Design and Analysis of Field Experiments for the Investigation of In-Situ CO2 Trapping

At Heletz, Israel, a series of field experiments, including injection of supercritical (sc) CO2 to a deep saline aquifer, are scheduled to begin 2011, as part of the EU-FP7 MUSTANG project. The aim is to investigate processes governing the fate of geologically stored CO2, including residual trapping and dissolution to formation brine. Field studies are of key importance for assessment of the relative importance of these processes. Test configurations for scCO2 and brine injections/withdrawals include a single-well push-pull test as well as a dipole test allowing control of the flow field and measurements between the two wells. Measurement techniques to be employed both before and after CO2 injection include hydraulic testing, standard tracers as well as novel partitioning tracers, and thermal conductivity.
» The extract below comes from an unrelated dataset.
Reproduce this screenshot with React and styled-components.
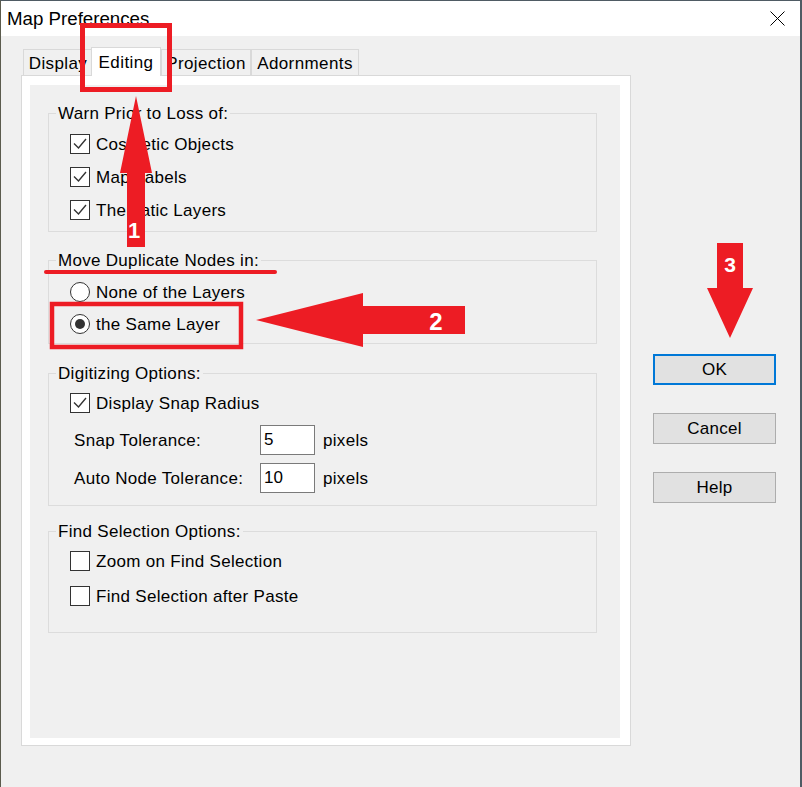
import React from "react";
import styled, { createGlobalStyle } from "styled-components";

const GlobalStyle = createGlobalStyle`
  html, body { margin: 0; padding: 0; background: #f0f0f0; }
  body { font-family: "Liberation Sans", Arial, sans-serif; color: #000; }
`;

const Window = styled.div`
  position: relative;
  width: 802px;
  height: 787px;
  box-sizing: border-box;
  background: #f0f0f0;
  border-top: 1px solid #4f5b64;
  border-left: 1px solid #5b5b4d;
  border-right: 2px solid #4f5b64;
  display: flex;
  flex-direction: column;
  overflow: hidden;
`;

const TitleBar = styled.div`
  height: 35px;
  flex: none;
  background: #fff;
  display: flex;
  align-items: center;
  justify-content: space-between;
  padding: 0 15px 0 6px;
`;

const Title = styled.span`
  font-size: 18.7px;
`;

const Body = styled.div`
  flex: 1;
  display: flex;
  padding: 11px 0 0 20px;
`;

const Main = styled.div`
  width: 610px;
  display: flex;
  flex-direction: column;
`;

const TabStrip = styled.div`
  display: flex;
  align-items: flex-end;
  height: 29px;
  padding-left: 2px;
  margin-bottom: -1px;
  position: relative;
  z-index: 1;
`;

const Tab = styled.div`
  box-sizing: border-box;
  width: ${(p) => p.$w}px;
  height: ${(p) => (p.$active ? 29 : 26)}px;
  margin: 0 0 ${(p) => (p.$active ? 0 : 1)}px ${(p) => (p.$active ? -2 : 0)}px;
  padding-top: 2px;
  background: ${(p) => (p.$active ? "#fff" : "#f0f0f0")};
  border: 1px solid #d9d9d9;
  border-bottom: none;
  display: flex;
  align-items: center;
  justify-content: center;
  font-size: 17px;
  letter-spacing: 0.4px;
  white-space: nowrap;
  overflow: hidden;
`;

const Panel = styled.div`
  box-sizing: border-box;
  height: 671px;
  background: #fff;
  border: 1px solid #d9d9d9;
  padding: 9px 10px 7px 8px;
  display: flex;
`;

const PanelInner = styled.div`
  flex: 1;
  background: #f0f0f0;
  padding: 17px 23px 0 18px;
  display: flex;
  flex-direction: column;
  font-size: 17px;
  letter-spacing: 0.3px;
`;

const Group = styled.fieldset`
  margin: ${(p) => p.$mt || 0}px 0 0;
  padding: 0;
  border: 1px solid #dcdcdc;
  min-width: 0;
`;

const Legend = styled.legend`
  margin-left: 7px;
  padding: 2px 2px 0;
  line-height: 20px;
`;

const GroupBody = styled.div`
  display: flex;
  flex-direction: column;
  padding: ${(p) => p.$pt}px 0 ${(p) => p.$pb}px 21px;
`;

const OptionRow = styled.label`
  display: flex;
  align-items: center;
  gap: 6px;
  height: ${(p) => p.$h}px;
`;

const Box = styled.span`
  width: 20px;
  height: 20px;
  box-sizing: border-box;
  border: 1px solid #333;
  background: #fff;
  display: flex;
  align-items: center;
  justify-content: center;
  flex: none;
`;

const RadioBox = styled(Box)`
  border-radius: 50%;
`;

const Dot = styled.span`
  width: 10px;
  height: 10px;
  border-radius: 50%;
  background: #333;
`;

const OptionText = styled.span`
  padding-top: 2px;
`;

const FieldRow = styled.div`
  display: flex;
  align-items: center;
  height: 38px;
  padding-left: 4px;
  margin-top: ${(p) => p.$mt || 0}px;
`;

const FieldLabel = styled.span`
  width: 186px;
  padding-top: 1px;
`;

const Input = styled.input`
  box-sizing: border-box;
  width: 55px;
  height: 30px;
  border: 1px solid #7a7a7a;
  background: #fff;
  padding: 0 3px;
  margin: 0;
  font-family: "Liberation Sans", Arial, sans-serif;
  font-size: 17px;
  color: #000;
  outline: none;
`;

const Unit = styled.span`
  margin-left: 8px;
  padding-top: 1px;
`;

const Side = styled.div`
  display: flex;
  flex-direction: column;
  gap: 28px;
  padding-top: 307px;
  margin-left: 22px;
`;

const Button = styled.button`
  box-sizing: border-box;
  width: 123px;
  height: 31px;
  margin: 0;
  padding: 0;
  background: #e1e1e1;
  border: ${(p) => (p.$default ? "2px solid #0078d7" : "1px solid #adadad")};
  font-family: "Liberation Sans", Arial, sans-serif;
  font-size: 17px;
  letter-spacing: 0.3px;
  color: #000;
`;

const Overlay = styled.svg`
  position: absolute;
  top: -1px;
  left: -1px;
  width: 802px;
  height: 787px;
  pointer-events: none;
  z-index: 5;
`;

const Check = () => (
  <svg width="18" height="18" viewBox="0 0 18 18">
    <polyline points="3,8.5 7.5,13 15,4" fill="none" stroke="#333" strokeWidth="1.4" />
  </svg>
);

const CheckOption = ({ checked, h, children }) => (
  <OptionRow $h={h}>
    <Box>{checked && <Check />}</Box>
    <OptionText>{children}</OptionText>
  </OptionRow>
);

const RadioOption = ({ checked, h, children }) => (
  <OptionRow $h={h}>
    <RadioBox>{checked && <Dot />}</RadioBox>
    <OptionText>{children}</OptionText>
  </OptionRow>
);

const RED = "#ed1c24";

const Annotations = () => (
  <Overlay viewBox="0 0 802 787">
    <rect x="82.5" y="25.5" width="87" height="64" fill="none" stroke={RED} strokeWidth="5" />
    <path d="M136,96 L120,173 L127,173 L127,247 L145,247 L145,173 L152,173 Z" fill={RED} />
    <text x="134" y="238" textAnchor="middle" fill="#fff" fontFamily="Liberation Sans, Arial, sans-serif" fontWeight="bold" fontSize="22">1</text>
    <line x1="46" y1="272" x2="275" y2="272" stroke={RED} strokeWidth="4" strokeLinecap="round" />
    <rect x="52" y="304" width="189" height="43" fill="none" stroke={RED} strokeWidth="4.5" />
    <path d="M256,320 L363,293 L363,306 L465,306 L465,334 L363,334 L363,347 Z" fill={RED} />
    <text x="436" y="330" textAnchor="middle" fill="#fff" fontFamily="Liberation Sans, Arial, sans-serif" fontWeight="bold" fontSize="24">2</text>
    <path d="M717,243 L743,243 L743,288 L753,288 L730,338 L707,288 L717,288 Z" fill={RED} />
    <text x="730" y="272" textAnchor="middle" fill="#fff" fontFamily="Liberation Sans, Arial, sans-serif" fontWeight="bold" fontSize="21">3</text>
  </Overlay>
);

export default function App() {
  return (
    <>
      <GlobalStyle />
      <Window>
        <TitleBar>
          <Title>Map Preferences</Title>
          <svg width="15" height="15" viewBox="0 0 15 15">
            <path d="M0.5,0.5 L14.5,14.5 M14.5,0.5 L0.5,14.5" stroke="#000" strokeWidth="1" />
          </svg>
        </TitleBar>
        <Body>
          <Main>
            <TabStrip>
              <Tab $w={70}>Display</Tab>
              <Tab $w={70} $active>Editing</Tab>
              <Tab $w={90}>Projection</Tab>
              <Tab $w={108}>Adornments</Tab>
            </TabStrip>
            <Panel>
              <PanelInner>
                <Group>
                  <Legend>Warn Prior to Loss of:</Legend>
                  <GroupBody $pt={3} $pb={5}>
                    <CheckOption checked h={33}>Cosmetic Objects</CheckOption>
                    <CheckOption checked h={33}>Map Labels</CheckOption>
                    <CheckOption checked h={33}>Thematic Layers</CheckOption>
                  </GroupBody>
                </Group>
                <Group $mt={17}>
                  <Legend>Move Duplicate Nodes in:</Legend>
                  <GroupBody $pt={5} $pb={3}>
                    <RadioOption h={32}>None of the Layers</RadioOption>
                    <RadioOption checked h={32}>the Same Layer</RadioOption>
                  </GroupBody>
                </Group>
                <Group $mt={18}>
                  <Legend>Digitizing Options:</Legend>
                  <GroupBody $pt={2} $pb={8}>
                    <CheckOption checked h={33}>Display Snap Radius</CheckOption>
                    <FieldRow $mt={2}>
                      <FieldLabel>Snap Tolerance:</FieldLabel>
                      <Input readOnly defaultValue="5" />
                      <Unit>pixels</Unit>
                    </FieldRow>
                    <FieldRow>
                      <FieldLabel>Auto Node Tolerance:</FieldLabel>
                      <Input readOnly defaultValue="10" />
                      <Unit>pixels</Unit>
                    </FieldRow>
                  </GroupBody>
                </Group>
                <Group $mt={14}>
                  <Legend>Find Selection Options:</Legend>
                  <GroupBody $pt={1} $pb={19}>
                    <CheckOption h={35}>Zoom on Find Selection</CheckOption>
                    <CheckOption h={35}>Find Selection after Paste</CheckOption>
                  </GroupBody>
                </Group>
              </PanelInner>
            </Panel>
          </Main>
          <Side>
            <Button $default>OK</Button>
            <Button>Cancel</Button>
            <Button>Help</Button>
          </Side>
        </Body>
        <Annotations />
      </Window>
    </>
  );
}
Detailed numerical modeling of the tests is critical for a successful design of the field program, the interpretation of the measurements and assessment of parameters affecting the trapping mechanisms. To this end, a suite of numerical models of increasing complexity have been built to address the different field experiment configurations and measurement techniques that will be employed on site. This study presents the results of these modeling studies aimed at optimizing the design of the field testing and relating the various measurements to the in-situ CO2 trapping characteristics of the storage formation. The sensitivity of formation parameters to the residual trapping and dissolution of scCO2 are investigated and effects of formation layering and heterogeneity are assessed.